Zum Wissenschaftsjahr 2018
Fossilien-Rätsel aus der Urzeit gelöst - aus drei Arten wird eine

Fossilien-Rätsel aus der Urzeit gelöst - aus drei Arten wird eine

Xianguangia sinica zählt als Nesseltier

Kasseler Gastwissenschaftler klärt Geheimnis um kambrische Fossilien

Drei Fossilien aus dem Frühkambrium haben der Wissenschaft lange Zeit Kopfzerbrechen bereitet. Jetzt hat das Rätselraten ein Ende.

Alle drei gehören zu demselben Urwesen – dem Nesseltier. Das zeigen Untersuchungen neuer, über 500 Millionen Jahre alter Funde aus der sogenannten Chengjiang-Lagerstätte. Maßgeblich beteiligt an der Entdeckung war der Paläontologe Qiang Ou, Gastwissenschaftler an der Universität Kassel. Der Befund liefert neue Erkenntnisse über die Evolution der Artenvielfalt während der kambrischen Explosion. Gemeint ist damit das massive Auftreten neuer Arten im kambrischen Zeitalter vor etwa 530 Millionen Jahren.

Nesseltiere sind lebende Fossilien. Sie bestehen zu 99 Prozent aus Wasser. Sie haben kein Blut, kein Hirn und kein Herz. Zu den ältesten heute noch lebenden Tieren zählen unter anderem Seeanemonen, Quallen und Korallen. Nesseltiere haben im Verlauf von Millionen Jahren jeden Lebensraum unter Wasser erobert, von der Antarktis bis in die Tropen, von der Tiefsee bis ins Süßwasser. Ihre Fähigkeit zur Regeneration reizt zur Legendenbildung. Ähnlich wie die aus der griechischen Mythologie bekannte vielköpfige „Hydra von Lerna“ können viele Polypen ihre mit giftigen Nesselzellen besetzten Köpfe regenerieren.

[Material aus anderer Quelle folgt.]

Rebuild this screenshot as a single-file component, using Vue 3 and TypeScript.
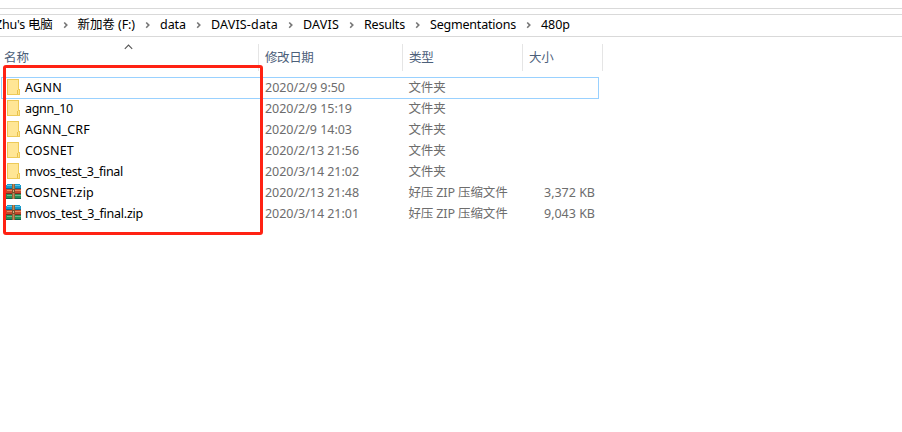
<script setup lang="ts">
import type { Directive } from 'vue'

interface Label {
  text: string
  width: number
}

interface Entry {
  kind: 'folder' | 'zip'
  name: Label
  date: Label
  type: Label
  size?: Label
}

const label = (text: string, width: number): Label => ({ text, width })

const crumbs: Label[] = [
  label("Zhu's 电脑", 57.5),
  label('新加卷 (F:)', 57.5),
  label('data', 26),
  label('DAVIS-data', 67),
  label('DAVIS', 36),
  label('Results', 41),
  label('Segmentations', 86),
  label('480p', 29),
]

const folder = label('文件夹', 37)
const archive = label('好压 ZIP 压缩文件', 99)

const entries: Entry[] = [
  { kind: 'folder', name: label('AGNN', 37), date: label('2020/2/9 9:50', 80), type: folder },
  { kind: 'folder', name: label('agnn_10', 48), date: label('2020/2/9 15:19', 87), type: folder },
  { kind: 'folder', name: label('AGNN_CRF', 65), date: label('2020/2/9 14:03', 87), type: folder },
  { kind: 'folder', name: label('COSNET', 49), date: label('2020/2/13 21:56', 94), type: folder },
  { kind: 'folder', name: label('mvos_test_3_final', 98), date: label('2020/3/14 21:02', 94), type: folder },
  { kind: 'zip', name: label('COSNET.zip', 69), date: label('2020/2/13 21:48', 94), type: archive, size: label('3,372 KB', 51) },
  { kind: 'zip', name: label('mvos_test_3_final.zip', 118), date: label('2020/3/14 21:01', 94), type: archive, size: label('9,043 KB', 51) },
]

const vFit: Directive<HTMLElement, number> = {
  mounted(el, { value }) {
    const natural = el.getBoundingClientRect().width
    const count = (el.textContent ?? '').length
    el.style.letterSpacing = `${(value - natural) / count}px`
  },
}
</script>

<template>
  <main class="explorer">
    <div class="ribbon-edge"></div>
    <nav class="address">
      <template v-for="(crumb, i) in crumbs" :key="crumb.text">
        <svg v-if="i > 0" class="chevron" width="25" height="9" viewBox="0 0 25 9">
          <path d="M11.2 2.5 L13.8 5.1 L11.2 7.7" fill="none" stroke="#777" stroke-width="1.6" />
        </svg>
        <span v-fit="crumb.width" class="label">{{ crumb.text }}</span>
      </template>
    </nav>

    <section class="listing">
      <header class="columns">
        <div class="head head-name">
          <span v-fit="25" class="label">名称</span>
          <svg class="sort" width="9" height="6" viewBox="0 0 9 6">
            <path d="M0.8 4.8 L4.5 1.1 L8.2 4.8" fill="none" stroke="#555" stroke-width="1.1" />
          </svg>
        </div>
        <div class="head"><span v-fit="48.5" class="label">修改日期</span></div>
        <div class="head"><span v-fit="24.5" class="label">类型</span></div>
        <div class="head"><span v-fit="24.5" class="label">大小</span></div>
      </header>

      <div class="rows">
        <div v-for="(entry, i) in entries" :key="entry.name.text" class="row" :class="{ focused: i === 0 }">
          <div class="name">
            <svg v-if="entry.kind === 'folder'" class="icon" width="16" height="16" viewBox="0 0 16 16">
              <path d="M1 0 H13 V10 H14 V16 H1 Z" fill="#edca58" />
              <path d="M2 1 H12 V15 H2 Z" fill="#ffe695" />
              <path d="M12 11 H13 V15 H12 Z" fill="#ffe48c" />
              <path d="M11 11 H12 V15 H11 Z" fill="#e9c14c" />
            </svg>
            <svg v-else class="icon" width="16" height="16" viewBox="0 0 16 16">
              <path d="M1 0 H14 V1 H15 V5 H0 V1 H1 Z" fill="#189bcb" />
              <path d="M1 1 H14 V2 H1 Z" fill="#5fc3e3" />
              <path d="M0 4 H15 V5 H0 Z" fill="#14678b" />
              <path d="M0 5 H15 V10 H0 Z" fill="#c44b2c" />
              <path d="M1 6 H15 V7 H1 Z" fill="#e78c62" />
              <path d="M0 9 H15 V10 H0 Z" fill="#822d20" />
              <path d="M0 10 H15 V15 H0 Z" fill="#268f55" />
              <path d="M1 11 H15 V12 H1 Z" fill="#72b58a" />
              <path d="M0 14 H15 V15 H0 Z" fill="#155e4b" />
              <path d="M6 0 H9 V15 H6 Z" fill="#946338" />
              <path d="M7 0 H8 V15 H7 Z" fill="#b98d5b" />
              <path d="M6 5 H9 V9 H6 Z" fill="#79502c" />
              <path d="M7 6 H8 V8 H7 Z" fill="#d6b080" />
            </svg>
            <span v-fit="entry.name.width" class="label">{{ entry.name.text }}</span>
          </div>
          <div class="cell"><span v-fit="entry.date.width" class="label">{{ entry.date.text }}</span></div>
          <div class="cell type"><span v-fit="entry.type.width" class="label">{{ entry.type.text }}</span></div>
          <div class="cell size">
            <span v-if="entry.size" v-fit="entry.size.width" class="label">{{ entry.size.text }}</span>
          </div>
        </div>
      </div>
      <div class="highlight"></div>
    </section>
  </main>
</template>

<style>
body {
  margin: 0;
  background: #fff;
}
</style>

<style scoped>
.explorer {
  width: 902px;
  height: 432px;
  overflow: hidden;
  background: #fff;
  color: #000;
  font: 12.5px/20px "Noto Sans", "Noto Sans CJK SC", sans-serif;
}

.label {
  display: inline-block;
  flex: none;
  white-space: pre;
}

.ribbon-edge {
  height: 8px;
  border-bottom: 1px solid #d9d9d9;
}

.address {
  display: flex;
  align-items: center;
  box-sizing: border-box;
  height: 23px;
  margin-top: 5px;
  padding-bottom: 2px;
  border-top: 1px solid #d9d9d9;
  border-bottom: 1px solid #d9d9d9;
}

.address .label:first-child {
  margin-left: -5px;
}

.chevron {
  flex: none;
}

.listing {
  position: relative;
  padding-top: 7px;
}

.columns,
.row {
  display: grid;
  grid-template-columns: 259px 144px 120px 80px;
}

.columns {
  width: 603px;
  height: 27px;
  color: #4c607a;
}

.head {
  box-sizing: border-box;
  padding: 4px 0 0 6px;
  border-right: 1px solid #e5e5e5;
}

.head-name {
  position: relative;
  padding-left: 4px;
}

.sort {
  position: absolute;
  left: 124px;
  top: 0;
}

.rows {
  width: 598px;
  margin: 6px 0 0 1px;
}

.row {
  box-sizing: border-box;
  grid-template-columns: 258px 144px 120px 76px;
  height: 21px;
  align-items: center;
}

.row.focused {
  height: 22px;
  margin-bottom: -1px;
  padding-bottom: 1px;
  box-shadow: inset 0 0 0 1px #99d1ff;
}

.name {
  display: flex;
  align-items: center;
  gap: 3px;
  padding-left: 5px;
}

.icon {
  flex: none;
  margin-bottom: 1px;
  shape-rendering: crispEdges;
}

.cell {
  padding-left: 6px;
  color: #6d6d6d;
}

.type {
  padding-left: 5.5px;
}

.size {
  display: flex;
  justify-content: flex-end;
  padding: 0 4px 0 0;
}

.highlight {
  position: absolute;
  left: 3px;
  top: 28px;
  box-sizing: border-box;
  width: 260px;
  height: 170px;
  border: 3px solid #ff2213;
  border-radius: 3px;
}
</style>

Die Evolution überrascht uns immer wieder. Nun hat das Nesseltier „Zuwachs“ bekommen. Nach Erkenntnissen von Qiang Ou, Professor Georg Mayer und weiteren Forscherinnen und Forschern gehört das vor etwa 520 Millionen Jahren lebende Urtier „Xianguangia sinica“, anders als bislang angenommen, zur Stammgruppe der Nesseltiere. Das circa fünf Zentimeter große Fossil ähnelte einem Polypen. Allerdings besaß es eine zusätzliche Leibeshöhle, die offenbar als Hydroskelett diente. Dazu kam noch eine Ankervorrichtung an der Körperbasis. Federartige Tentakel, die mit zahlreichen Wimpern besetzt waren und wohl der Nahrungsaufnahme dienten, inspirierten die Wissenschaftlerinnen und Wissenschaftler zu dem Rufnamen „Federpolyp“. Das Urwesen „(...) war ein sogenannter Suspensionsfresser“, stellt Mayer fest. Organisches Material wurde durch Wimpernschlag aus dem Wasser gefiltert und dann in Richtung Mund befördert. Das revidiert die gängige Annahme, dass sich „Xianguangia sinica“ wie die heutigen Nesseltiere räuberisch ernährte.

Das Forscherteam widmete sich noch zwei weiteren Fossilien. Deren Einordnung löste bis dato Widersprüche aus. Auch das konnte geklärt werden. Bei den Fossilien „Chengjiangopenna wangii“ und „Galeaplumosus abilus“ handelt es sich lediglich um Körperfragmente von „Xianguangia sinica“. Fälschlicherweise galten beide Fossilien als zwei eigenständige Arten.

Die Ergebnisse der Studie, unlängst im Journal „Proceedings of the National Academy of Sciences“ (PNAS) veröffentlicht, machen eins deutlich: Die Vielfalt der urzeitlichen Nesseltiere war größer als bisher bekannt. Untersuchungen von Funden aus der Chengjiang-Lagerstätte haben in den letzten Jahrzehnten des Öfteren unser Verständnis der Evolution im kambrischen Zeitalter erweitert. Der „Federpolyp“ ist nur ein Kind der kambrischen Explosion. Viele verwandte Fossilien sind noch gar nicht ausgewertet.